Build a great, trusted network of people with good taste and who enjoy discovery. If you are ever fortunate enough to get a tip, do an excellent job with what tip you were given. Surround yourself with people whose fingers are on the pulse …younger people who are really out in the scene. Always be searching and listening. I think it’s really important to know what’s coming next. Stay ahead of those trends before they’re even referred to as a trend. You’ve got to get in early and have the right clients when a scene starts to explode.
What made you want to step into the role of President of Music at Wasserman?
I think being in a leadership role is not about being in charge or being a boss of people. I don’t view it that way. You have to want to be selfless and willing to put a company before you and value and prioritize those things. That can be a lot of work. Jumping in and having to put a lot of other things or people in front of you first is a lot. You have to enjoy it. I feel a great sense of responsibility in making Wasserman the company that I and others told people it was going to be.

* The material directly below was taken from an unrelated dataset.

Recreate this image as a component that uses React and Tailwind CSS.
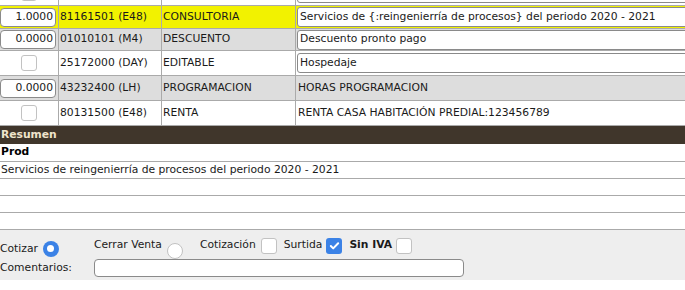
import React from "react";

const rows = [
  { kind: "check", code: "", name: "", desc: "", input: true, bg: "bg-white", h: "h-[25px]" },
  { kind: "qty", qty: "1.0000", code: "81161501 (E48)", name: "CONSULTORIA", desc: "Servicios de {:reingenierría de procesos} del periodo 2020 - 2021", input: true, bg: "bg-[#f2f200]", h: "h-[23px]" },
  { kind: "qty", qty: "0.0000", code: "01010101 (M4)", name: "DESCUENTO", desc: "Descuento pronto pago", input: true, bg: "bg-[#dddddd]", h: "h-[22px]" },
  { kind: "check", code: "25172000 (DAY)", name: "EDITABLE", desc: "Hospedaje", input: true, bg: "bg-white", h: "h-[25px]" },
  { kind: "qty", qty: "0.0000", code: "43232400 (LH)", name: "PROGRAMACION", desc: "HORAS PROGRAMACION", input: false, bg: "bg-[#dddddd]", h: "h-[25px]" },
  { kind: "check", code: "80131500 (E48)", name: "RENTA", desc: "RENTA CASA HABITACIÓN PREDIAL:123456789", input: false, bg: "bg-white", h: "h-[25px]" },
];

const Box = ({ checked }) =>
  checked ? (
    <span className="flex h-[16px] w-[16px] items-center justify-center rounded-[3px] bg-[#3b82e6]">
      <svg width="11" height="11" viewBox="0 0 12 12">
        <path d="M2 6.5l2.6 2.6L10 3.6" fill="none" stroke="white" strokeWidth="2.2" strokeLinecap="round" strokeLinejoin="round" />
      </svg>
    </span>
  ) : (
    <span className="block h-[16px] w-[16px] rounded-[3px] border border-[#c2c2c2] bg-white" />
  );

const Radio = ({ checked }) =>
  checked ? (
    <span className="flex h-[16px] w-[16px] items-center justify-center rounded-full bg-[#3b82e6]">
      <span className="block h-[7px] w-[7px] rounded-full bg-white" />
    </span>
  ) : (
    <span className="block h-[16px] w-[16px] rounded-full border border-[#c2c2c2] bg-white" />
  );

function Row({ r }) {
  return (
    <div className={`flex shrink-0 items-center border-b border-[#aaaaaa] ${r.bg} ${r.h}`}>
      <div className="flex h-full w-[59px] shrink-0 items-center justify-center border-r border-[#aaaaaa]">
        {r.kind === "qty" ? (
          <div className="mr-[2px] flex h-[19px] w-[57px] items-center justify-end rounded-[4px] border border-[#8a8a8a] bg-white pr-[2px]">
            {r.qty}
          </div>
        ) : (
          <span className="ml-[-1px]">
            <Box />
          </span>
        )}
      </div>
      <div className="flex h-full w-[103px] shrink-0 items-center border-r border-[#aaaaaa] pl-[1px]">{r.code}</div>
      <div className="flex h-full w-[134px] shrink-0 items-center border-r border-[#aaaaaa] pl-[1px]">{r.name}</div>
      <div className="flex h-full w-[460px] shrink-0 items-center pl-[1px]">
        {r.input ? (
          <div className="flex h-[20px] w-[420px] items-center rounded-[3px] border border-[#8a8a8a] bg-white pl-[2px]">
            {r.desc}
          </div>
        ) : (
          <span className="pl-[1px]">{r.desc}</span>
        )}
      </div>
    </div>
  );
}

export default function App() {
  return (
    <div
      className="h-[290px] w-[685px] overflow-hidden bg-white text-[10.75px] text-[#1a1a1a]"
      style={{ fontFamily: '"DejaVu Sans", Verdana, sans-serif' }}
    >
      <div className="flex h-[126px] flex-col justify-end overflow-hidden">
        {rows.map((r, i) => (
          <Row key={i} r={r} />
        ))}
      </div>

      <div className="flex h-[18px] items-center bg-[#40362b] pl-[1px] font-bold text-[#efe4cc]">Resumen</div>
      <div className="flex h-[18px] items-center border-b border-[#aaaaaa] pl-[1px] font-bold text-black">Prod</div>
      <div className="flex h-[17px] items-center border-b border-[#aaaaaa] pl-[1px]">
        Servicios de reingenierría de procesos del periodo 2020 - 2021
      </div>
      <div className="h-[17px] border-b border-[#aaaaaa]" />
      <div className="h-[17px] border-b border-[#aaaaaa]" />
      <div className="h-[17px] border-b border-[#aaaaaa]" />

      <div className="h-[50px] bg-[#eeeeee] pt-[5px]">
        <div className="flex h-[22px] items-center">
          <span className="mt-[6px]">Cotizar</span>
          <span className="ml-[5px] mt-[5px]">
            <Radio checked />
          </span>
          <span className="ml-[35px] mt-[-2px]">Cerrar Venta</span>
          <span className="ml-[5px] mt-[9px]">
            <Radio />
          </span>
          <span className="ml-[17px] mt-[-2px]">Cotización</span>
          <span className="ml-[5px] mt-[-1px]">
            <Box />
          </span>
          <span className="ml-[7px] mt-[-2px]">Surtida</span>
          <span className="ml-[4px] mt-[-1px]">
            <Box checked />
          </span>
          <span className="ml-[7px] mt-[-2px] font-bold">Sin IVA</span>
          <span className="ml-[4px] mt-[-1px]">
            <Box />
          </span>
        </div>
        <div className="mt-[2px] flex h-[18px] items-center">
          <span className="w-[94px]">Comentarios:</span>
          <div className="h-[18px] w-[370px] rounded-[4px] border border-[#8a8a8a] bg-white" />
        </div>
      </div>
    </div>
  );
}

I care tremendously about this company and building a foundation for a business that is sustainable, and that is done in a different and better manner than large agencies have historically operated. We have had two north stars at this company, right from day one. Number one is to be the absolute best place to work in the agency business and representation space. That means transparency, that means honesty and feedback. A company that really cares about people and understands that they’re people first. The second one is being the best agency to be represented by. The tenacity in which we do the work, the pride we take, turning over the extra three stones when you think you’ve uncovered them all.
I also spend a lot of time continuing to agent my clients, and I’ve had to reduce my roster size. It’s not the largest it’s been in my career, and you have to create real-time for those clients because it’s a commitment to give them what they need and deserve and that you’ve promised.
I think doing one helps me do an even better job at the other.